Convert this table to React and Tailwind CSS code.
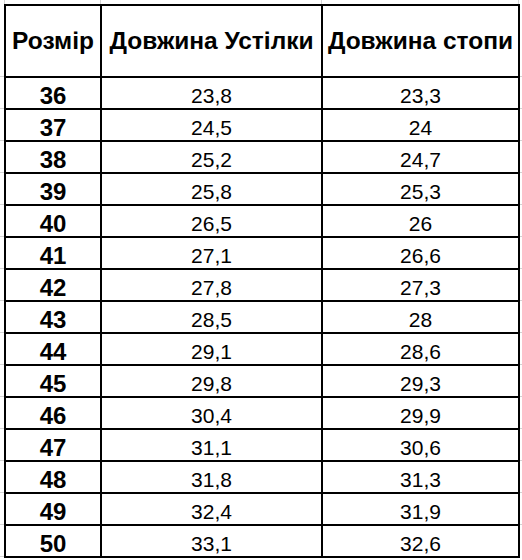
import React from 'react';

const rows = [
  ['36', '23,8', '23,3'],
  ['37', '24,5', '24'],
  ['38', '25,2', '24,7'],
  ['39', '25,8', '25,3'],
  ['40', '26,5', '26'],
  ['41', '27,1', '26,6'],
  ['42', '27,8', '27,3'],
  ['43', '28,5', '28'],
  ['44', '29,1', '28,6'],
  ['45', '29,8', '29,3'],
  ['46', '30,4', '29,9'],
  ['47', '31,1', '30,6'],
  ['48', '31,8', '31,3'],
  ['49', '32,4', '31,9'],
  ['50', '33,1', '32,6'],
];

const SizeTable = () => {
  return (
    <div className="flex flex-col bg-white text-black font-['Liberation_Sans',Arial,sans-serif]">
      {/* sheet grid ticks above the table */}
      <div className="flex h-[4px]">
        <div className="w-[4px]" />
        <div className="w-[96px] border-l border-[#d4d4d4]" />
        <div className="w-[221px] border-l border-[#d4d4d4]" />
        <div className="w-[197px] border-l border-[#d4d4d4]" />
        <div className="w-[4px] border-l border-[#d4d4d4]" />
      </div>

      <div className="flex">
        {/* sheet grid ticks left of the table */}
        <div className="flex flex-col w-[4px]">
          <div className="h-[72px]" />
          {rows.map((r) => (
            <div key={r[0]} className="h-[32px] border-t border-[#d4d4d4]" />
          ))}
          <div className="h-[2px] border-t border-[#d4d4d4]" />
        </div>

        {/* Table */}
        <div className="w-[516px] border-2 border-black">
          <div className="grid grid-cols-[94px_221px_197px] h-[70px] text-[24.5px] font-bold">
            <div className="flex items-center justify-center">Розмір</div>
            <div className="flex items-center justify-center border-l-2 border-black whitespace-nowrap">
              Довжина Устілки
            </div>
            <div className="flex items-center justify-center border-l-2 border-black whitespace-nowrap">
              Довжина стопи
            </div>
          </div>

          {rows.map(([size, insole, foot]) => (
            <div
              key={size}
              className="grid grid-cols-[94px_221px_197px] h-[32px] border-t-2 border-black"
            >
              <div className="flex items-center justify-center text-[24px] font-bold">{size}</div>
              <div className="flex items-center justify-center border-l-2 border-black text-[21px]">
                {insole}
              </div>
              <div className="flex items-center justify-center border-l-2 border-black text-[21px]">
                {foot}
              </div>
            </div>
          ))}
        </div>

        <div className="flex flex-col w-[2px]">
          <div className="h-[72px]" />
          {rows.map((r) => (
            <div key={r[0]} className="h-[32px] border-t border-[#d4d4d4]" />
          ))}
        </div>
      </div>
    </div>
  );
};

export default function App() {
  return <SizeTable />;
}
□ □ □ □ □ □ □
What the exercise asks: Return the full material word for word. Do not include the pictures.

Result of this exercise:
Convert this table to React and Tailwind CSS code.
import React from 'react';

const rows = [
  ['36', '23,8', '23,3'],
  ['37', '24,5', '24'],
  ['38', '25,2', '24,7'],
  ['39', '25,8', '25,3'],
  ['40', '26,5', '26'],
  ['41', '27,1', '26,6'],
  ['42', '27,8', '27,3'],
  ['43', '28,5', '28'],
  ['44', '29,1', '28,6'],
  ['45', '29,8', '29,3'],
  ['46', '30,4', '29,9'],
  ['47', '31,1', '30,6'],
  ['48', '31,8', '31,3'],
  ['49', '32,4', '31,9'],
  ['50', '33,1', '32,6'],
];

const SizeTable = () => {
  return (
    <div className="flex flex-col bg-white text-black font-['Liberation_Sans',Arial,sans-serif]">
      {/* sheet grid ticks above the table */}
      <div className="flex h-[4px]">
        <div className="w-[4px]" />
        <div className="w-[96px] border-l border-[#d4d4d4]" />
        <div className="w-[221px] border-l border-[#d4d4d4]" />
        <div className="w-[197px] border-l border-[#d4d4d4]" />
        <div className="w-[4px] border-l border-[#d4d4d4]" />
      </div>

      <div className="flex">
        {/* sheet grid ticks left of the table */}
        <div className="flex flex-col w-[4px]">
          <div className="h-[72px]" />
          {rows.map((r) => (
            <div key={r[0]} className="h-[32px] border-t border-[#d4d4d4]" />
          ))}
          <div className="h-[2px] border-t border-[#d4d4d4]" />
        </div>

        {/* Table */}
        <div className="w-[516px] border-2 border-black">
          <div className="grid grid-cols-[94px_221px_197px] h-[70px] text-[24.5px] font-bold">
            <div className="flex items-center justify-center">Розмір</div>
            <div className="flex items-center justify-center border-l-2 border-black whitespace-nowrap">
              Довжина Устілки
            </div>
            <div className="flex items-center justify-center border-l-2 border-black whitespace-nowrap">
              Довжина стопи
            </div>
          </div>

          {rows.map(([size, insole, foot]) => (
            <div
              key={size}
              className="grid grid-cols-[94px_221px_197px] h-[32px] border-t-2 border-black"
            >
              <div className="flex items-center justify-center text-[24px] font-bold">{size}</div>
              <div className="flex items-center justify-center border-l-2 border-black text-[21px]">
                {insole}
              </div>
              <div className="flex items-center justify-center border-l-2 border-black text-[21px]">
                {foot}
              </div>
            </div>
          ))}
        </div>

        <div className="flex flex-col w-[2px]">
          <div className="h-[72px]" />
          {rows.map((r) => (
            <div key={r[0]} className="h-[32px] border-t border-[#d4d4d4]" />
          ))}
        </div>
      </div>
    </div>
  );
};

export default function App() {
  return <SizeTable />;
}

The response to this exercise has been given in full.